Write out each line exactly as it stands, please.

--- Begin Raw data ---

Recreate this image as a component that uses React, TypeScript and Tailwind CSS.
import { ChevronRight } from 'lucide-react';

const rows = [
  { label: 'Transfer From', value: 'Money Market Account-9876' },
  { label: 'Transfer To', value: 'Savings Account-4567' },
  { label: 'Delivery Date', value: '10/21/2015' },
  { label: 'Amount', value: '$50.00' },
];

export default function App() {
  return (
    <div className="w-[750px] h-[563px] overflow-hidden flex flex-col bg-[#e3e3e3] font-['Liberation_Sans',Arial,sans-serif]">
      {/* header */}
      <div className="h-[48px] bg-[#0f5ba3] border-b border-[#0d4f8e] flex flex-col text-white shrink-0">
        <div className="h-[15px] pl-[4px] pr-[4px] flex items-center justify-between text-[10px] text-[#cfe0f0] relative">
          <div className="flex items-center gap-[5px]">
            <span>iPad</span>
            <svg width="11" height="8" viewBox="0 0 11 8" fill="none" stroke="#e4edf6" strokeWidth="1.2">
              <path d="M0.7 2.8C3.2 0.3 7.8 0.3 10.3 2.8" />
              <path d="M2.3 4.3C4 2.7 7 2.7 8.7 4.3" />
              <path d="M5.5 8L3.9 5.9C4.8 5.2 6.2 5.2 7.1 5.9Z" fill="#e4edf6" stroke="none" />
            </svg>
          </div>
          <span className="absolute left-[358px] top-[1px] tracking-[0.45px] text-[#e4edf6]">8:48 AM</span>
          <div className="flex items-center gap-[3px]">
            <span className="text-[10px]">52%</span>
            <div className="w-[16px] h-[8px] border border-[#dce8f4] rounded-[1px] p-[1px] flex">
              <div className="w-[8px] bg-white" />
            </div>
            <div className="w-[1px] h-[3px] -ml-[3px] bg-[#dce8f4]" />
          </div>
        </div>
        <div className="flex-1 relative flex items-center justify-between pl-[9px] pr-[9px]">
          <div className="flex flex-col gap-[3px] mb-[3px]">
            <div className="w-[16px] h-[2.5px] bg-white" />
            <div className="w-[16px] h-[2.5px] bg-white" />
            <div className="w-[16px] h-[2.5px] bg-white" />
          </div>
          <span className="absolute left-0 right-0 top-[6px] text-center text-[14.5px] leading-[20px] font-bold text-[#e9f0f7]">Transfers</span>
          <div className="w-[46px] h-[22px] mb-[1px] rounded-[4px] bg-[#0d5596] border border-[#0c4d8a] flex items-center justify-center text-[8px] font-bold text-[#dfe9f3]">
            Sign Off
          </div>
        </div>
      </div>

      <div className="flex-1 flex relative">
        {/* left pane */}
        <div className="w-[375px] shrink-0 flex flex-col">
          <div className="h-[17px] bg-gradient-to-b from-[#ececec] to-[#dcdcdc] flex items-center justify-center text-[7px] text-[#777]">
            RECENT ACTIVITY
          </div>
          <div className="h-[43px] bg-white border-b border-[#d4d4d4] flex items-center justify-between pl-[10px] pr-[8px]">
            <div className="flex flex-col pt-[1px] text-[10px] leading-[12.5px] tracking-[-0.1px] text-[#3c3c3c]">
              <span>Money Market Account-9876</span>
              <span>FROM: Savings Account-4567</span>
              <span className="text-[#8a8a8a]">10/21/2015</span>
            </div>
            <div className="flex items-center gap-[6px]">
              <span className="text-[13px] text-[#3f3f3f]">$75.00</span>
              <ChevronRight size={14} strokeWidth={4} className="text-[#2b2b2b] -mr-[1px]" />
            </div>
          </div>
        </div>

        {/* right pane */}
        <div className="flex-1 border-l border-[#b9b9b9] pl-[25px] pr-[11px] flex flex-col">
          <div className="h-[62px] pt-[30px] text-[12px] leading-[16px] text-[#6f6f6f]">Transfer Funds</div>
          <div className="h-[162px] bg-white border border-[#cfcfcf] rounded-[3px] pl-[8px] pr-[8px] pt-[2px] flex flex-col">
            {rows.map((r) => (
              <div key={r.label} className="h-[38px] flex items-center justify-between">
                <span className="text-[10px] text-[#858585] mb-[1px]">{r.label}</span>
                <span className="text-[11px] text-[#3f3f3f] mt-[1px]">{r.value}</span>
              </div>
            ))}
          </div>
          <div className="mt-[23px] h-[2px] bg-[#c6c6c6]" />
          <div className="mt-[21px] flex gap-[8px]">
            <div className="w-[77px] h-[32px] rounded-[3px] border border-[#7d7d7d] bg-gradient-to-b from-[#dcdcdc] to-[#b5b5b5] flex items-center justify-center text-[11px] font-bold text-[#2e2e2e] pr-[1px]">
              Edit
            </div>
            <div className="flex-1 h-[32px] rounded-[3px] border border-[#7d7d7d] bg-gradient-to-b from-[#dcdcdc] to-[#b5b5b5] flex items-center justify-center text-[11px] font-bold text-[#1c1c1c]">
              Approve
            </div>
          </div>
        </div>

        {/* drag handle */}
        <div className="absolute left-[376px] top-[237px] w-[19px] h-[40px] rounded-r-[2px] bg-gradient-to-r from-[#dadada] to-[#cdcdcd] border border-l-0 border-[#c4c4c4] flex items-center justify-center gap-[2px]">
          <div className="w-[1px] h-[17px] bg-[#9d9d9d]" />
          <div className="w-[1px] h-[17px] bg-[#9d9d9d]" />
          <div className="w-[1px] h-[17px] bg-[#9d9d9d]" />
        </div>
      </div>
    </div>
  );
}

--- End Raw data ---

* **Final answer**:
Recreate this image as a component that uses React, TypeScript and Tailwind CSS.
import { ChevronRight } from 'lucide-react';

const rows = [
  { label: 'Transfer From', value: 'Money Market Account-9876' },
  { label: 'Transfer To', value: 'Savings Account-4567' },
  { label: 'Delivery Date', value: '10/21/2015' },
  { label: 'Amount', value: '$50.00' },
];

export default function App() {
  return (
    <div className="w-[750px] h-[563px] overflow-hidden flex flex-col bg-[#e3e3e3] font-['Liberation_Sans',Arial,sans-serif]">
      {/* header */}
      <div className="h-[48px] bg-[#0f5ba3] border-b border-[#0d4f8e] flex flex-col text-white shrink-0">
        <div className="h-[15px] pl-[4px] pr-[4px] flex items-center justify-between text-[10px] text-[#cfe0f0] relative">
          <div className="flex items-center gap-[5px]">
            <span>iPad</span>
            <svg width="11" height="8" viewBox="0 0 11 8" fill="none" stroke="#e4edf6" strokeWidth="1.2">
              <path d="M0.7 2.8C3.2 0.3 7.8 0.3 10.3 2.8" />
              <path d="M2.3 4.3C4 2.7 7 2.7 8.7 4.3" />
              <path d="M5.5 8L3.9 5.9C4.8 5.2 6.2 5.2 7.1 5.9Z" fill="#e4edf6" stroke="none" />
            </svg>
          </div>
          <span className="absolute left-[358px] top-[1px] tracking-[0.45px] text-[#e4edf6]">8:48 AM</span>
          <div className="flex items-center gap-[3px]">
            <span className="text-[10px]">52%</span>
            <div className="w-[16px] h-[8px] border border-[#dce8f4] rounded-[1px] p-[1px] flex">
              <div className="w-[8px] bg-white" />
            </div>
            <div className="w-[1px] h-[3px] -ml-[3px] bg-[#dce8f4]" />
          </div>
        </div>
        <div className="flex-1 relative flex items-center justify-between pl-[9px] pr-[9px]">
          <div className="flex flex-col gap-[3px] mb-[3px]">
            <div className="w-[16px] h-[2.5px] bg-white" />
            <div className="w-[16px] h-[2.5px] bg-white" />
            <div className="w-[16px] h-[2.5px] bg-white" />
          </div>
          <span className="absolute left-0 right-0 top-[6px] text-center text-[14.5px] leading-[20px] font-bold text-[#e9f0f7]">Transfers</span>
          <div className="w-[46px] h-[22px] mb-[1px] rounded-[4px] bg-[#0d5596] border border-[#0c4d8a] flex items-center justify-center text-[8px] font-bold text-[#dfe9f3]">
            Sign Off
          </div>
        </div>
      </div>

      <div className="flex-1 flex relative">
        {/* left pane */}
        <div className="w-[375px] shrink-0 flex flex-col">
          <div className="h-[17px] bg-gradient-to-b from-[#ececec] to-[#dcdcdc] flex items-center justify-center text-[7px] text-[#777]">
            RECENT ACTIVITY
          </div>
          <div className="h-[43px] bg-white border-b border-[#d4d4d4] flex items-center justify-between pl-[10px] pr-[8px]">
            <div className="flex flex-col pt-[1px] text-[10px] leading-[12.5px] tracking-[-0.1px] text-[#3c3c3c]">
              <span>Money Market Account-9876</span>
              <span>FROM: Savings Account-4567</span>
              <span className="text-[#8a8a8a]">10/21/2015</span>
            </div>
            <div className="flex items-center gap-[6px]">
              <span className="text-[13px] text-[#3f3f3f]">$75.00</span>
              <ChevronRight size={14} strokeWidth={4} className="text-[#2b2b2b] -mr-[1px]" />
            </div>
          </div>
        </div>

        {/* right pane */}
        <div className="flex-1 border-l border-[#b9b9b9] pl-[25px] pr-[11px] flex flex-col">
          <div className="h-[62px] pt-[30px] text-[12px] leading-[16px] text-[#6f6f6f]">Transfer Funds</div>
          <div className="h-[162px] bg-white border border-[#cfcfcf] rounded-[3px] pl-[8px] pr-[8px] pt-[2px] flex flex-col">
            {rows.map((r) => (
              <div key={r.label} className="h-[38px] flex items-center justify-between">
                <span className="text-[10px] text-[#858585] mb-[1px]">{r.label}</span>
                <span className="text-[11px] text-[#3f3f3f] mt-[1px]">{r.value}</span>
              </div>
            ))}
          </div>
          <div className="mt-[23px] h-[2px] bg-[#c6c6c6]" />
          <div className="mt-[21px] flex gap-[8px]">
            <div className="w-[77px] h-[32px] rounded-[3px] border border-[#7d7d7d] bg-gradient-to-b from-[#dcdcdc] to-[#b5b5b5] flex items-center justify-center text-[11px] font-bold text-[#2e2e2e] pr-[1px]">
              Edit
            </div>
            <div className="flex-1 h-[32px] rounded-[3px] border border-[#7d7d7d] bg-gradient-to-b from-[#dcdcdc] to-[#b5b5b5] flex items-center justify-center text-[11px] font-bold text-[#1c1c1c]">
              Approve
            </div>
          </div>
        </div>

        {/* drag handle */}
        <div className="absolute left-[376px] top-[237px] w-[19px] h-[40px] rounded-r-[2px] bg-gradient-to-r from-[#dadada] to-[#cdcdcd] border border-l-0 border-[#c4c4c4] flex items-center justify-center gap-[2px]">
          <div className="w-[1px] h-[17px] bg-[#9d9d9d]" />
          <div className="w-[1px] h-[17px] bg-[#9d9d9d]" />
          <div className="w-[1px] h-[17px] bg-[#9d9d9d]" />
        </div>
      </div>
    </div>
  );
}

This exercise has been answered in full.